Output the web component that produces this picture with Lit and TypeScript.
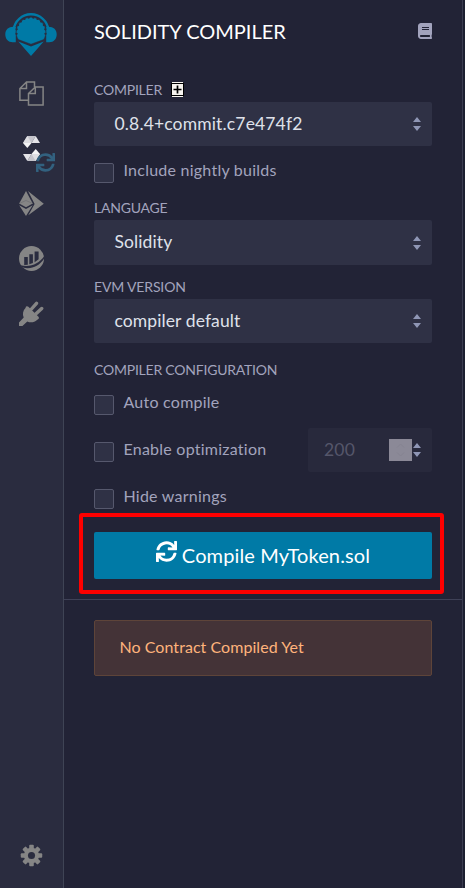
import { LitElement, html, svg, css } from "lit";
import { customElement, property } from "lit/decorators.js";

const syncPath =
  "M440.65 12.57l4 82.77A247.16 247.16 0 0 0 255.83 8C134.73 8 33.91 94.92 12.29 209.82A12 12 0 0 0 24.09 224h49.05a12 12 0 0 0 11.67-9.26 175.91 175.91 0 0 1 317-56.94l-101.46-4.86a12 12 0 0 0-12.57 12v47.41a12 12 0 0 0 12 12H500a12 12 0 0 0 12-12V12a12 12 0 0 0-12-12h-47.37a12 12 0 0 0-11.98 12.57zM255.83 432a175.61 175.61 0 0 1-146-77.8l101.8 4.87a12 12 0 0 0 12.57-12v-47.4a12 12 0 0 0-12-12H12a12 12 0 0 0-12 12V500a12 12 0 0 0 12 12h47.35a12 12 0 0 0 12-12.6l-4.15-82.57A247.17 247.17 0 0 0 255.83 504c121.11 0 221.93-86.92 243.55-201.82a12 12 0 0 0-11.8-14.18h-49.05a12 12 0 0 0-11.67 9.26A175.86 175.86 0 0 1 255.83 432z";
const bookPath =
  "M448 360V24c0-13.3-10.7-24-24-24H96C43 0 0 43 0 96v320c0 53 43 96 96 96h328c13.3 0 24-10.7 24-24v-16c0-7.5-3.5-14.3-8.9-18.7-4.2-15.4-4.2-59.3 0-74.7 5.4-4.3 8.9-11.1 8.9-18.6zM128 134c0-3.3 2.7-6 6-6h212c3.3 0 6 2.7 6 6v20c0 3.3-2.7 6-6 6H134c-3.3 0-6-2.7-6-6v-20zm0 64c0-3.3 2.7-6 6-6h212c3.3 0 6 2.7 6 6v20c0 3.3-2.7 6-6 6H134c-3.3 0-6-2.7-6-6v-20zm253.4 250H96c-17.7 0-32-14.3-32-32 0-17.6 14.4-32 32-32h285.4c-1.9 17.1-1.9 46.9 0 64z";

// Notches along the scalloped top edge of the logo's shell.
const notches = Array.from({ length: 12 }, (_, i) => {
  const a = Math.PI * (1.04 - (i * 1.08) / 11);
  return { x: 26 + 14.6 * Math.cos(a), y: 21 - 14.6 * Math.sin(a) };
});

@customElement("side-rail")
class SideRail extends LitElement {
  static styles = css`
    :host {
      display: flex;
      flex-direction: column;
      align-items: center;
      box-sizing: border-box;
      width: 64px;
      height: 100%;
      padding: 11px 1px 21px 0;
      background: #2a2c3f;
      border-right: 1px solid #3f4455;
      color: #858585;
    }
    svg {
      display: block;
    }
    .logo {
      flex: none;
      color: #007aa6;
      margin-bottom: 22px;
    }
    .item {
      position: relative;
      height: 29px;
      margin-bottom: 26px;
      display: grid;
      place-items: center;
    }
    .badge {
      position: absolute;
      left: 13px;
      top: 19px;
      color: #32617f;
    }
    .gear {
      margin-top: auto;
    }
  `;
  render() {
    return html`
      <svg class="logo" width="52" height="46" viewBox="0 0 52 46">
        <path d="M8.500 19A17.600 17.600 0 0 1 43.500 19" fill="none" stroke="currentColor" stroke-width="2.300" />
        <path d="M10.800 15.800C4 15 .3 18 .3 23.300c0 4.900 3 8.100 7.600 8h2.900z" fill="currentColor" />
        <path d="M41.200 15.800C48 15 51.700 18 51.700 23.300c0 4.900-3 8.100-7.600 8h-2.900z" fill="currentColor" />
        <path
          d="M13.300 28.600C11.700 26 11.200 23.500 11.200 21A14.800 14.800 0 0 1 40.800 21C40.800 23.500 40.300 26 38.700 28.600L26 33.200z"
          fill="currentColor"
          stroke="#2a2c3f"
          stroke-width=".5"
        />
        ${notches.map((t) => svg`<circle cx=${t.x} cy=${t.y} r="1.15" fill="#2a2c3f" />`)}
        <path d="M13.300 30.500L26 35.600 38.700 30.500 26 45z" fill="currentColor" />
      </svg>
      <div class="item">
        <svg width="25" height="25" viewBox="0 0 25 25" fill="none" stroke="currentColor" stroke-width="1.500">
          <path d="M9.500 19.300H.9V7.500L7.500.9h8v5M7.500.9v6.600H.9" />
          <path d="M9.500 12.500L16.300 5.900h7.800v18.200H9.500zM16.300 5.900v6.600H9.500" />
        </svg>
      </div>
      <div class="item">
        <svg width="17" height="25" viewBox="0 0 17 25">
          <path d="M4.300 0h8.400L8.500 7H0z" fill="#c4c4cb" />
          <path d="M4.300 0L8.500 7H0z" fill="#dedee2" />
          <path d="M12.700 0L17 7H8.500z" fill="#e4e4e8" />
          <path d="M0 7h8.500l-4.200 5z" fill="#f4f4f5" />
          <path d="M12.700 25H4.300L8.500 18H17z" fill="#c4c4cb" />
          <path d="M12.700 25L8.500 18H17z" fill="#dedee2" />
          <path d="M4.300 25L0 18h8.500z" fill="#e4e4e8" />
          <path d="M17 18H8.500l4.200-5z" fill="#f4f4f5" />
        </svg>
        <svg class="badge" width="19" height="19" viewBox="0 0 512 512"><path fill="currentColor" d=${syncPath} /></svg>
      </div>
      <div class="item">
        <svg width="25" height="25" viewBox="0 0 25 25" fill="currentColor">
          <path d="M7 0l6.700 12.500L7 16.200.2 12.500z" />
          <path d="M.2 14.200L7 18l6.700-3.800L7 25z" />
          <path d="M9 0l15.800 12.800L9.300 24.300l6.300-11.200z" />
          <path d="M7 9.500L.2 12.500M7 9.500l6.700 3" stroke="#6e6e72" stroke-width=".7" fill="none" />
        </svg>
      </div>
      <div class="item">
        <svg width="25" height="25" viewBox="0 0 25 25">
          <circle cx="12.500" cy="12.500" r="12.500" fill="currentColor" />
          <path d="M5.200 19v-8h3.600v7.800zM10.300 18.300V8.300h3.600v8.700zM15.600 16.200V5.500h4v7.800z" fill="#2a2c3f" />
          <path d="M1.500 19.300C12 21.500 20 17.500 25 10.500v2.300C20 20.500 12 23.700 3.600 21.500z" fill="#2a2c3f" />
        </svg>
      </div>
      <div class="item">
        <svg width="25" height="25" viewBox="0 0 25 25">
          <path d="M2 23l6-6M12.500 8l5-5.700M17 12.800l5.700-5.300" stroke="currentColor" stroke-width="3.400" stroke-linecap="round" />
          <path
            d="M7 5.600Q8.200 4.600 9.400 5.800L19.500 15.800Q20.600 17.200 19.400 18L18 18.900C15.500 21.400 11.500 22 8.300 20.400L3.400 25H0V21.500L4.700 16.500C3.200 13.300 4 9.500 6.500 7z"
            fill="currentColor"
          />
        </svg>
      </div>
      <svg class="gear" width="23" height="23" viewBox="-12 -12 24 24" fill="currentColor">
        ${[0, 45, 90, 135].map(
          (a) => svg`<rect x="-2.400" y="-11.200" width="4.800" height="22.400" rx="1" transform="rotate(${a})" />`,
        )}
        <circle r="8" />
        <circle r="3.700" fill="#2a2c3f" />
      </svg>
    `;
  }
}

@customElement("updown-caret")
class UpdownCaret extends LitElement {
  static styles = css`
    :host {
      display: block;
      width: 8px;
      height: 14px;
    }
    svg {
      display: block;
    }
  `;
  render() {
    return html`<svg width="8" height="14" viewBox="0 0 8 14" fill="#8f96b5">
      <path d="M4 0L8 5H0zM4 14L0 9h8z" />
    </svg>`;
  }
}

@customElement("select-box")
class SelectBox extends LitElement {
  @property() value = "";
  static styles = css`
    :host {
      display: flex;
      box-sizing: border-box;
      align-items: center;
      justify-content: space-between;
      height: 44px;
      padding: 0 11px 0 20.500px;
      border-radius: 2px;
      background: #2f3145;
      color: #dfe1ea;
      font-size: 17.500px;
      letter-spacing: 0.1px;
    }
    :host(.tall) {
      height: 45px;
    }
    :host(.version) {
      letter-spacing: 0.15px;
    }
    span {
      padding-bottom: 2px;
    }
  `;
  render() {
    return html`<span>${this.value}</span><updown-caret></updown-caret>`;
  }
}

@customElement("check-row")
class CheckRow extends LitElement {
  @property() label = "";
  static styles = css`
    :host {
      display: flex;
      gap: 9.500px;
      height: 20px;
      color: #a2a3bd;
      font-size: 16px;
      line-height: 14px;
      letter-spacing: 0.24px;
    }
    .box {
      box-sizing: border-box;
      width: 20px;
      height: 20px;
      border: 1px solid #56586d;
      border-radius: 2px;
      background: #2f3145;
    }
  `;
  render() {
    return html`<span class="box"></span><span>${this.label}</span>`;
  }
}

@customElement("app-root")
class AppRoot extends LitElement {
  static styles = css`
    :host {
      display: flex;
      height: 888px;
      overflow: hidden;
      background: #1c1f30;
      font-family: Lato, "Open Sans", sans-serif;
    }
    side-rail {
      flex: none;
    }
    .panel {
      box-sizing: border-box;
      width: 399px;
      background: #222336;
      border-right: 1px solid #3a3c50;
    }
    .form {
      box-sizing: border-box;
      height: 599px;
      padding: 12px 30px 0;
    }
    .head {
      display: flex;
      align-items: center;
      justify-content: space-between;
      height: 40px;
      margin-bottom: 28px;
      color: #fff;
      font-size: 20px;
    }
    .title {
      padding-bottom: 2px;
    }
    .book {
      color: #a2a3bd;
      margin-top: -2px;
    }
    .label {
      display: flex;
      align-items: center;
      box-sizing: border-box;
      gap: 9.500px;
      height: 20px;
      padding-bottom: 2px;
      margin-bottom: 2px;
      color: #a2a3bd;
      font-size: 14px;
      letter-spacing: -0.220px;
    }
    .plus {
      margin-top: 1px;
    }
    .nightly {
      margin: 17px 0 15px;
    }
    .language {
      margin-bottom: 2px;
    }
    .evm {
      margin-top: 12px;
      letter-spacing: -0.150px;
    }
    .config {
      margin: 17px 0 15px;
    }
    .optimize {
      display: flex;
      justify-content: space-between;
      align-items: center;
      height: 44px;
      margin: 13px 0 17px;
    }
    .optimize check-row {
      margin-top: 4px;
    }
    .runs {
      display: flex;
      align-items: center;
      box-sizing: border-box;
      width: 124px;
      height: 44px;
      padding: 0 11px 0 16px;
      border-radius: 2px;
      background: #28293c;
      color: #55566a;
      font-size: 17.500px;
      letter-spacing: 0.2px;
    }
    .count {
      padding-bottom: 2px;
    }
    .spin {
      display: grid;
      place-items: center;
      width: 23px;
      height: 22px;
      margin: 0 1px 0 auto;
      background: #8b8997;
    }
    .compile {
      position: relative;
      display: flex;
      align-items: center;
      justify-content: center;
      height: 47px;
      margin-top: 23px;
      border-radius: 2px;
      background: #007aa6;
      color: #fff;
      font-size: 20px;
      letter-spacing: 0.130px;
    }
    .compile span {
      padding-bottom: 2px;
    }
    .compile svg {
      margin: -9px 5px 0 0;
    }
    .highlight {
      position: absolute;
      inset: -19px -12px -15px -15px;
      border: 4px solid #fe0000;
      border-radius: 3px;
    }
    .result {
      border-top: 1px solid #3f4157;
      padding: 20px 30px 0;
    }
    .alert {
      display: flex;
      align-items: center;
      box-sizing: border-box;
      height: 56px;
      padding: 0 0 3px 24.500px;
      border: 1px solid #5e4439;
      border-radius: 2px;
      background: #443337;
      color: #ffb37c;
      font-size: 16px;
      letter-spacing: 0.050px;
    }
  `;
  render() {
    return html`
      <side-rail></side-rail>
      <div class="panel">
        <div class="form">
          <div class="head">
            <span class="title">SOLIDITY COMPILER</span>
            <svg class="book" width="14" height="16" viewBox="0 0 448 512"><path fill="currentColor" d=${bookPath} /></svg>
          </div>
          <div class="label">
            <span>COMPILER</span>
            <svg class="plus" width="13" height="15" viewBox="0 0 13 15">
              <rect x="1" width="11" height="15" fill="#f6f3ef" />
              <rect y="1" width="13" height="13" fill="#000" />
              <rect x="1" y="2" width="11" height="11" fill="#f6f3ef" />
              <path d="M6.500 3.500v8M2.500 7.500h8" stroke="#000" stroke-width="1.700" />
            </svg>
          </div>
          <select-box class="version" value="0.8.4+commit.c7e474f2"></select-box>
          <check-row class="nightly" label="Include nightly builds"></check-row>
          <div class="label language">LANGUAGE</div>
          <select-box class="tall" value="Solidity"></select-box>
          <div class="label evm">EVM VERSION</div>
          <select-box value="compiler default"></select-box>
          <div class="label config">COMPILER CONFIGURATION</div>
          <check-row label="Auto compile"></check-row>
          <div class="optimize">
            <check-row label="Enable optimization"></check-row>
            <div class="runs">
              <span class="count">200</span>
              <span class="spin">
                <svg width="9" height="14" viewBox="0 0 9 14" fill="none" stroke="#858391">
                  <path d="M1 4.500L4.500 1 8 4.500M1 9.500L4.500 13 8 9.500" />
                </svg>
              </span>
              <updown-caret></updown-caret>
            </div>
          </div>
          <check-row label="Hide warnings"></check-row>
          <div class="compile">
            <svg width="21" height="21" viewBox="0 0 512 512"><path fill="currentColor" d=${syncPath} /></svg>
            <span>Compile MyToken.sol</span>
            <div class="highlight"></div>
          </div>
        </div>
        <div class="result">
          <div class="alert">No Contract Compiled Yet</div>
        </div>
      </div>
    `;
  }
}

| WHAT YOU WILL DO |
Check every line in the material above for the string "this", then give only the number of lines that have it.

| SOLVED PROBLEM |
3